Look through the lines below and state how many hold the word "React". Write only the number.

** BEGIN Recorded information **

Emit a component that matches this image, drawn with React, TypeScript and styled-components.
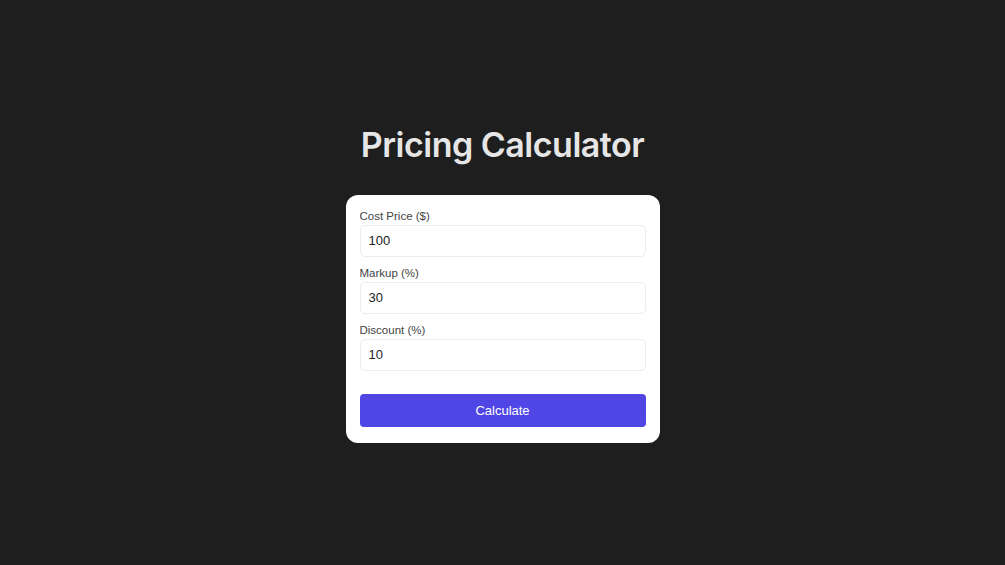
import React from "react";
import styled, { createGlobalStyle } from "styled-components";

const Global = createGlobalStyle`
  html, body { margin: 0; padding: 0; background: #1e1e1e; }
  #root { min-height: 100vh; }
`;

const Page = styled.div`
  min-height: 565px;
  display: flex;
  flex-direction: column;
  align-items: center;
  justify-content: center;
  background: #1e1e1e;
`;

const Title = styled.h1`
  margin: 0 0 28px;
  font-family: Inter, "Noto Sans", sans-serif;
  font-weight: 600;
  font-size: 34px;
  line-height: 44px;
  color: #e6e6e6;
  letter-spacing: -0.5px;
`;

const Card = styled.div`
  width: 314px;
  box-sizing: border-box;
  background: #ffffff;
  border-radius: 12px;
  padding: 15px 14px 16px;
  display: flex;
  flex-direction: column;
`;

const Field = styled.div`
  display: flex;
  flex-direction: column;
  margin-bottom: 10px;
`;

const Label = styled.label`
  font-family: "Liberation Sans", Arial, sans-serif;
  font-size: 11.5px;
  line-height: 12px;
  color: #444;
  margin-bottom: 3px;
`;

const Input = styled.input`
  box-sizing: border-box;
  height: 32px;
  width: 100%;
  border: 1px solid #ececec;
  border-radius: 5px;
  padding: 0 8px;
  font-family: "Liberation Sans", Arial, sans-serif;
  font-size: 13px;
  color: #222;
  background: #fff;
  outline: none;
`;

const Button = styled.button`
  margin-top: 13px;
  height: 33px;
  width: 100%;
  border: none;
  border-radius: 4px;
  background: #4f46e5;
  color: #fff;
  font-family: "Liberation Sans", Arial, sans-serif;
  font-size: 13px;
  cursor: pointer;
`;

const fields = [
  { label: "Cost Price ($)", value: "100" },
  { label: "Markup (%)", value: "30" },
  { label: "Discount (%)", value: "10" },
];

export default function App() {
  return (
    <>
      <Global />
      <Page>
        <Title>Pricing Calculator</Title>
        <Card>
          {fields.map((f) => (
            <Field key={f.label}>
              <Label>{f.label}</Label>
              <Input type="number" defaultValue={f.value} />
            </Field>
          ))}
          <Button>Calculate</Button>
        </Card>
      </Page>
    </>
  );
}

** END Recorded information **

__Right answer__: 2